Use Dynamic Model Selection:

# Old: Fixed model types
# New: Dynamic model selection
model_type = request.form.get("model_type", "text-generation")
model_name = request.form.get("model_name", "facebook/bart-base")

🤝 Contributing

Development Setup

# Clone repository
git clone <repository-url>
cd HNTAI

# Install dependencies
pip install -r requirements.txt

# Run tests
python -m pytest tests/

# Start development server
python -m ai_med_extract.app

Adding New Model Types

Create Loader Class:

class CustomModelLoader(BaseModelLoader):
    # Implement required methods
    pass

Update Model Manager:

if model_type == "custom":
    loader = CustomModelLoader(model_name)

Add Configuration:

DEFAULT_MODELS["custom"] = {
    "primary": "default/custom-model",
    "fallback": "fallback/custom-model"
}

📄 License

This project is licensed under the MIT License - see the LICENSE file for details.

🆘 Support

Getting Help

Documentation: This README and inline code comments
Issues: GitHub Issues for bug reports
Discussions: GitHub Discussions for questions
Examples: See test_gguf.py and other test files

Common Questions

Q: Can I use my own GGUF model? A: Yes! Just provide the path to your .gguf file or upload it to Hugging Face.

Q: How do I optimize for memory? A: Use smaller models, enable caching, and monitor memory usage via /api/models/health.

Q: Can I switch models without restarting? A: Yes! Use the /api/models/switch endpoint to change models at runtime.
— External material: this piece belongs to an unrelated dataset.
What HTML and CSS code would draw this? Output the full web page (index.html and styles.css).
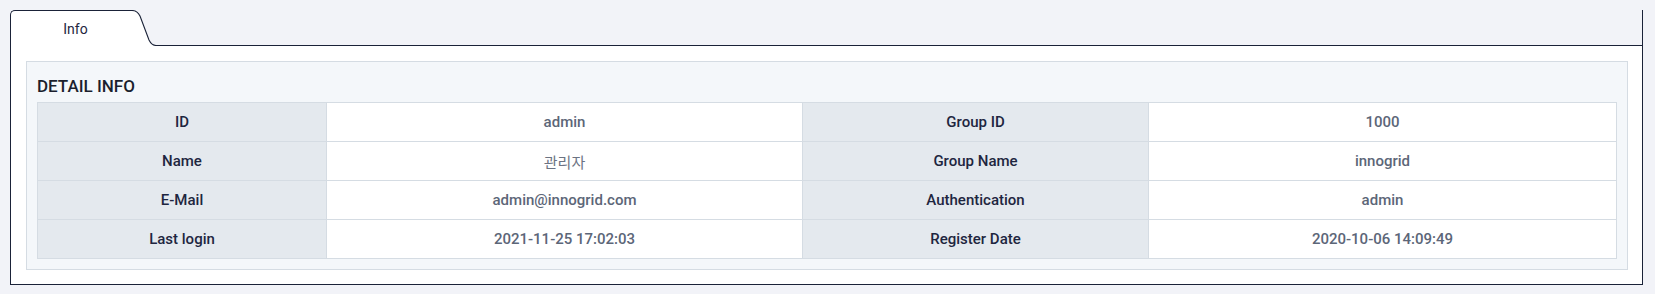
FILE: index.html
```html
<!DOCTYPE html>
<html lang="en">
<head>
<meta charset="utf-8">
<title>Info</title>
<link rel="stylesheet" href="styles.css">
</head>
<body>
<div class="page">
  <div class="tabs">
    <div class="tab">Info</div>
    <svg class="tab-curve" width="26" height="36" viewBox="0 0 26 36">
      <path d="M0 0 L2 0 C6 0 8 1.5 10 5.5 L19 30 C21 34.5 23 35.5 26 35.5 L26 36 L0 36 Z" fill="#ffffff"/>
      <path d="M0 0.5 H2 C6 0.5 8 2 10 6 L19 30 C21 34 23 35.5 26 35.5" fill="none" stroke="#1a2238" stroke-width="1.1"/>
    </svg>
    <div class="tab-fill"></div>
  </div>
  <div class="panel">
    <div class="detail">
      <h2 class="detail-title">DETAIL INFO</h2>
      <div class="grid">
        <div class="cell label">ID</div>
        <div class="cell value">admin</div>
        <div class="cell label">Group ID</div>
        <div class="cell value">1000</div>

        <div class="cell label">Name</div>
        <div class="cell value ko">관리자</div>
        <div class="cell label">Group Name</div>
        <div class="cell value">innogrid</div>

        <div class="cell label">E-Mail</div>
        <div class="cell value">admin@innogrid.com</div>
        <div class="cell label">Authentication</div>
        <div class="cell value">admin</div>

        <div class="cell label">Last login</div>
        <div class="cell value">2021-11-25 17:02:03</div>
        <div class="cell label">Register Date</div>
        <div class="cell value">2020-10-06 14:09:49</div>
      </div>
    </div>
  </div>
</div>
</body>
</html>
```

FILE: styles.css
```css
* { box-sizing: border-box; }

html, body {
  margin: 0;
  padding: 0;
  background: #f2f3f8;
  font-family: Roboto, "Noto Sans CJK KR", sans-serif;
}

.page {
  padding: 10px 12px 9px 10px;
}

.tabs {
  display: flex;
  height: 36px;
}

.tab {
  width: 120px;
  height: 36px;
  background: #ffffff;
  border-top: 1px solid #1a2238;
  border-left: 1px solid #1a2238;
  border-top-left-radius: 5px;
  display: flex;
  align-items: center;
  justify-content: center;
  padding-left: 10px;
  padding-top: 1px;
  font-size: 14px;
  color: #1e2640;
  font-weight: 400;
}

.tab-curve {
  display: block;
  flex: none;
}

.tab-fill {
  flex: 1;
  border-bottom: 1px solid #1a2238;
  border-right: 1px solid #1a2238;
}

.panel {
  background: #ffffff;
  border: 1px solid #1a2238;
  border-top: none;
  padding: 15px 14px 14px 15px;
}

.detail {
  background: #f4f7fa;
  border: 1px solid #d5dce3;
  padding: 10px;
}

.detail-title {
  margin: 0;
  padding: 4px 0 6px 0;
  font-size: 17px;
  line-height: 20px;
  font-weight: 500;
  color: #1b1f2e;
}

.grid {
  display: grid;
  grid-template-columns: 288px 475px 345px 1fr;
  grid-auto-rows: 38px;
  gap: 1px;
  padding: 1px;
  background: #d5dce3;
}

.cell {
  display: flex;
  align-items: center;
  justify-content: center;
  font-size: 15px;
  font-weight: 500;
}

.label {
  background: #e4e9ee;
  color: #1e2640;
}

.value {
  background: #ffffff;
  color: #5c6678;
}

.value.ko {
  font-weight: 400;
  color: #6b7383;
}
```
Q: What if a model fails to load? A: The system automatically falls back to alternative models and provides detailed error information.

🎉 Congratulations! You now have a powerful, flexible system that can work with any model name and type, including GGUF models for patient summary generation. The system is designed to be robust, efficient, and easy to use while maintaining backward compatibility.